● Material provided:
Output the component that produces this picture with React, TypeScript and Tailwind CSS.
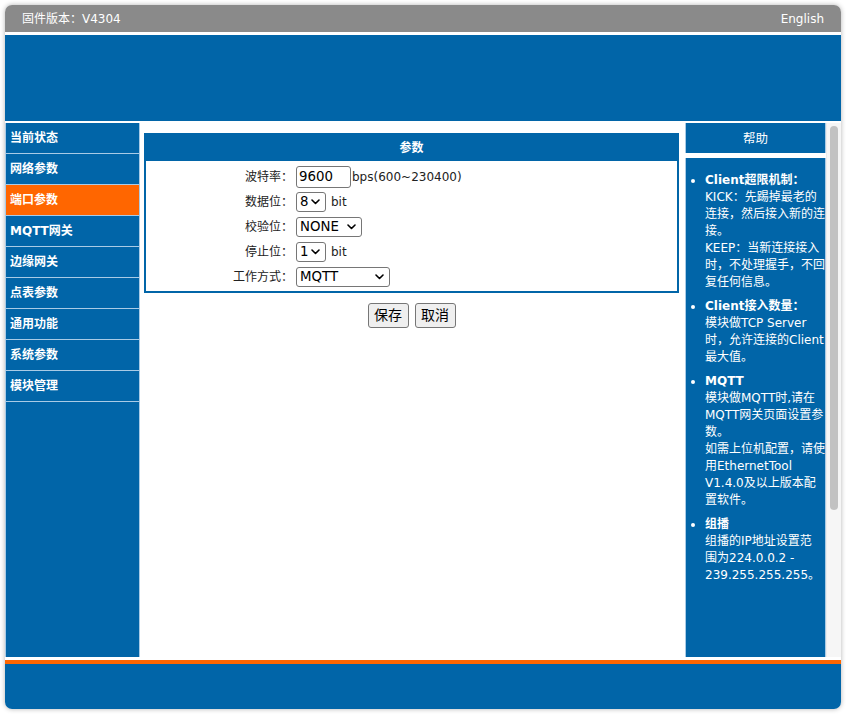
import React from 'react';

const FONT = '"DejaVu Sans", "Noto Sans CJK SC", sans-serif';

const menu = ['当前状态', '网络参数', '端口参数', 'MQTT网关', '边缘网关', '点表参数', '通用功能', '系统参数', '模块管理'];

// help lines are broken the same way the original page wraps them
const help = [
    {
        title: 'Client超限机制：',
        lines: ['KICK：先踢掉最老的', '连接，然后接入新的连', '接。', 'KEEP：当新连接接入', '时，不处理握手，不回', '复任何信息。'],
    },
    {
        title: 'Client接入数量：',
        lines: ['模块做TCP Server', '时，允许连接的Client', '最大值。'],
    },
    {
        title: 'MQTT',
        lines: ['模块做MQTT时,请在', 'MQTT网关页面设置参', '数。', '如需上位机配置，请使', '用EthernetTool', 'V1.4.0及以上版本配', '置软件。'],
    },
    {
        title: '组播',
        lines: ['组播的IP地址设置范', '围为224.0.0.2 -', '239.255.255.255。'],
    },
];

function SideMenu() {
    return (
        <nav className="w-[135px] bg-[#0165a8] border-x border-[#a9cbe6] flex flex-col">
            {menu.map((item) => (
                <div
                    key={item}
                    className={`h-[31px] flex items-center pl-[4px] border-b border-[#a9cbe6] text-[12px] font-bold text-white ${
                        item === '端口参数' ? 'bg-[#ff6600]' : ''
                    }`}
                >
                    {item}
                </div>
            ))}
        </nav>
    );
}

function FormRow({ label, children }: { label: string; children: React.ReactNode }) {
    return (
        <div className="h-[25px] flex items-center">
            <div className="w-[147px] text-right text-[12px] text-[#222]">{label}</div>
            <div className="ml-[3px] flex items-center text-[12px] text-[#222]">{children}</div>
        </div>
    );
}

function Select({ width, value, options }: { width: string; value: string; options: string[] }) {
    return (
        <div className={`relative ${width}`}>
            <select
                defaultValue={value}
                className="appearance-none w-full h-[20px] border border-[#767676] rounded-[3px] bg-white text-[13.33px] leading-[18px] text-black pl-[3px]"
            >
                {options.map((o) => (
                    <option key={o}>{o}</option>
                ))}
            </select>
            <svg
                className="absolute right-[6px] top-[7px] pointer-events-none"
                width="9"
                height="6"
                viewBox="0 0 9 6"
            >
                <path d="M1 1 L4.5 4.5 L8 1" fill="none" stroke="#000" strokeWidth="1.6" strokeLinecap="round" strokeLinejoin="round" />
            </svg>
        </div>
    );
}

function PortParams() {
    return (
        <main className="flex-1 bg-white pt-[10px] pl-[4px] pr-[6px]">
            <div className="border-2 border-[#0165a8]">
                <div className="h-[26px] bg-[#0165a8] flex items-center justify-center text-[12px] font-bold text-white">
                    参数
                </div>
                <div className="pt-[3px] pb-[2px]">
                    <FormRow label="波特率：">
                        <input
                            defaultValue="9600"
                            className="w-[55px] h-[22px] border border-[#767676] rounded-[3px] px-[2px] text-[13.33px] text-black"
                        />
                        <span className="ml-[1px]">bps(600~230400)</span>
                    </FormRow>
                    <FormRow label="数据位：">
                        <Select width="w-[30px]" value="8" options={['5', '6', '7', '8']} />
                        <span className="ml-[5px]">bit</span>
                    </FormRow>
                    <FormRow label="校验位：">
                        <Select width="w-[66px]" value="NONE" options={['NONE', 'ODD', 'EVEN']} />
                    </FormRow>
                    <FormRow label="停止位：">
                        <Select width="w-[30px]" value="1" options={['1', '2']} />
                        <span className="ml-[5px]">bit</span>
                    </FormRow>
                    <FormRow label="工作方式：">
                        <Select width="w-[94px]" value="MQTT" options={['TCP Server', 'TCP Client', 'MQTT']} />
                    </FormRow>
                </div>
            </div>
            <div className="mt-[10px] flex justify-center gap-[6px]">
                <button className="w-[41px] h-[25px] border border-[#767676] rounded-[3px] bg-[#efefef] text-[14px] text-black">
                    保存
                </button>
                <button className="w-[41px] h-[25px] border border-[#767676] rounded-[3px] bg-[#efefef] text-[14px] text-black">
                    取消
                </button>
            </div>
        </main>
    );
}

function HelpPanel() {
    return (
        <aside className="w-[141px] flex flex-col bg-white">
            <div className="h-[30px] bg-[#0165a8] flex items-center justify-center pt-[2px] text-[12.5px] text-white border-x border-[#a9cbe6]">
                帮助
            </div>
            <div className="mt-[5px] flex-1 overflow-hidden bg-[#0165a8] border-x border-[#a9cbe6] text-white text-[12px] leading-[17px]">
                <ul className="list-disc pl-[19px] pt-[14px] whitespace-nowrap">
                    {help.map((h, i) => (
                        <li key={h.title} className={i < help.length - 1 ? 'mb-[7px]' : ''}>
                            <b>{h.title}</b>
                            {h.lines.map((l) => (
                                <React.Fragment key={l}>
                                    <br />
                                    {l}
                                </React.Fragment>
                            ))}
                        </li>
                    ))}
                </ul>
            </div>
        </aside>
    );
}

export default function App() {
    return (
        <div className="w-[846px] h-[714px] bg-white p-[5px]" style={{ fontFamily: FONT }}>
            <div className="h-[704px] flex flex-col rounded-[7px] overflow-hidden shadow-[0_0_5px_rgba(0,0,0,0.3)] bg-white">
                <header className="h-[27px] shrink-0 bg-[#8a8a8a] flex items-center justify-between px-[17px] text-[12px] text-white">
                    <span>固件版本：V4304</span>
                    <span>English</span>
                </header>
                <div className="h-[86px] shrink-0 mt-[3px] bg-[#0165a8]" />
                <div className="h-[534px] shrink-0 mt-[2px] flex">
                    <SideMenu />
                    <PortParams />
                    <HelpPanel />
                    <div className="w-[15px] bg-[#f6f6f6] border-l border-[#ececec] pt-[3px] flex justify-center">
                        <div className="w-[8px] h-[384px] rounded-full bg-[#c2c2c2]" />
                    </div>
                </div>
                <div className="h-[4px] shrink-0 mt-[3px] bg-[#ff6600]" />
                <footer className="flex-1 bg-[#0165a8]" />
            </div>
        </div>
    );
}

● Task description: Give every line back word for word and leave the pictures out.

● Correct output:
Output the component that produces this picture with React, TypeScript and Tailwind CSS.
import React from 'react';

const FONT = '"DejaVu Sans", "Noto Sans CJK SC", sans-serif';

const menu = ['当前状态', '网络参数', '端口参数', 'MQTT网关', '边缘网关', '点表参数', '通用功能', '系统参数', '模块管理'];

// help lines are broken the same way the original page wraps them
const help = [
    {
        title: 'Client超限机制：',
        lines: ['KICK：先踢掉最老的', '连接，然后接入新的连', '接。', 'KEEP：当新连接接入', '时，不处理握手，不回', '复任何信息。'],
    },
    {
        title: 'Client接入数量：',
        lines: ['模块做TCP Server', '时，允许连接的Client', '最大值。'],
    },
    {
        title: 'MQTT',
        lines: ['模块做MQTT时,请在', 'MQTT网关页面设置参', '数。', '如需上位机配置，请使', '用EthernetTool', 'V1.4.0及以上版本配', '置软件。'],
    },
    {
        title: '组播',
        lines: ['组播的IP地址设置范', '围为224.0.0.2 -', '239.255.255.255。'],
    },
];

function SideMenu() {
    return (
        <nav className="w-[135px] bg-[#0165a8] border-x border-[#a9cbe6] flex flex-col">
            {menu.map((item) => (
                <div
                    key={item}
                    className={`h-[31px] flex items-center pl-[4px] border-b border-[#a9cbe6] text-[12px] font-bold text-white ${
                        item === '端口参数' ? 'bg-[#ff6600]' : ''
                    }`}
                >
                    {item}
                </div>
            ))}
        </nav>
    );
}

function FormRow({ label, children }: { label: string; children: React.ReactNode }) {
    return (
        <div className="h-[25px] flex items-center">
            <div className="w-[147px] text-right text-[12px] text-[#222]">{label}</div>
            <div className="ml-[3px] flex items-center text-[12px] text-[#222]">{children}</div>
        </div>
    );
}

function Select({ width, value, options }: { width: string; value: string; options: string[] }) {
    return (
        <div className={`relative ${width}`}>
            <select
                defaultValue={value}
                className="appearance-none w-full h-[20px] border border-[#767676] rounded-[3px] bg-white text-[13.33px] leading-[18px] text-black pl-[3px]"
            >
                {options.map((o) => (
                    <option key={o}>{o}</option>
                ))}
            </select>
            <svg
                className="absolute right-[6px] top-[7px] pointer-events-none"
                width="9"
                height="6"
                viewBox="0 0 9 6"
            >
                <path d="M1 1 L4.5 4.5 L8 1" fill="none" stroke="#000" strokeWidth="1.6" strokeLinecap="round" strokeLinejoin="round" />
            </svg>
        </div>
    );
}

function PortParams() {
    return (
        <main className="flex-1 bg-white pt-[10px] pl-[4px] pr-[6px]">
            <div className="border-2 border-[#0165a8]">
                <div className="h-[26px] bg-[#0165a8] flex items-center justify-center text-[12px] font-bold text-white">
                    参数
                </div>
                <div className="pt-[3px] pb-[2px]">
                    <FormRow label="波特率：">
                        <input
                            defaultValue="9600"
                            className="w-[55px] h-[22px] border border-[#767676] rounded-[3px] px-[2px] text-[13.33px] text-black"
                        />
                        <span className="ml-[1px]">bps(600~230400)</span>
                    </FormRow>
                    <FormRow label="数据位：">
                        <Select width="w-[30px]" value="8" options={['5', '6', '7', '8']} />
                        <span className="ml-[5px]">bit</span>
                    </FormRow>
                    <FormRow label="校验位：">
                        <Select width="w-[66px]" value="NONE" options={['NONE', 'ODD', 'EVEN']} />
                    </FormRow>
                    <FormRow label="停止位：">
                        <Select width="w-[30px]" value="1" options={['1', '2']} />
                        <span className="ml-[5px]">bit</span>
                    </FormRow>
                    <FormRow label="工作方式：">
                        <Select width="w-[94px]" value="MQTT" options={['TCP Server', 'TCP Client', 'MQTT']} />
                    </FormRow>
                </div>
            </div>
            <div className="mt-[10px] flex justify-center gap-[6px]">
                <button className="w-[41px] h-[25px] border border-[#767676] rounded-[3px] bg-[#efefef] text-[14px] text-black">
                    保存
                </button>
                <button className="w-[41px] h-[25px] border border-[#767676] rounded-[3px] bg-[#efefef] text-[14px] text-black">
                    取消
                </button>
            </div>
        </main>
    );
}

function HelpPanel() {
    return (
        <aside className="w-[141px] flex flex-col bg-white">
            <div className="h-[30px] bg-[#0165a8] flex items-center justify-center pt-[2px] text-[12.5px] text-white border-x border-[#a9cbe6]">
                帮助
            </div>
            <div className="mt-[5px] flex-1 overflow-hidden bg-[#0165a8] border-x border-[#a9cbe6] text-white text-[12px] leading-[17px]">
                <ul className="list-disc pl-[19px] pt-[14px] whitespace-nowrap">
                    {help.map((h, i) => (
                        <li key={h.title} className={i < help.length - 1 ? 'mb-[7px]' : ''}>
                            <b>{h.title}</b>
                            {h.lines.map((l) => (
                                <React.Fragment key={l}>
                                    <br />
                                    {l}
                                </React.Fragment>
                            ))}
                        </li>
                    ))}
                </ul>
            </div>
        </aside>
    );
}

export default function App() {
    return (
        <div className="w-[846px] h-[714px] bg-white p-[5px]" style={{ fontFamily: FONT }}>
            <div className="h-[704px] flex flex-col rounded-[7px] overflow-hidden shadow-[0_0_5px_rgba(0,0,0,0.3)] bg-white">
                <header className="h-[27px] shrink-0 bg-[#8a8a8a] flex items-center justify-between px-[17px] text-[12px] text-white">
                    <span>固件版本：V4304</span>
                    <span>English</span>
                </header>
                <div className="h-[86px] shrink-0 mt-[3px] bg-[#0165a8]" />
                <div className="h-[534px] shrink-0 mt-[2px] flex">
                    <SideMenu />
                    <PortParams />
                    <HelpPanel />
                    <div className="w-[15px] bg-[#f6f6f6] border-l border-[#ececec] pt-[3px] flex justify-center">
                        <div className="w-[8px] h-[384px] rounded-full bg-[#c2c2c2]" />
                    </div>
                </div>
                <div className="h-[4px] shrink-0 mt-[3px] bg-[#ff6600]" />
                <footer className="flex-1 bg-[#0165a8]" />
            </div>
        </div>
    );
}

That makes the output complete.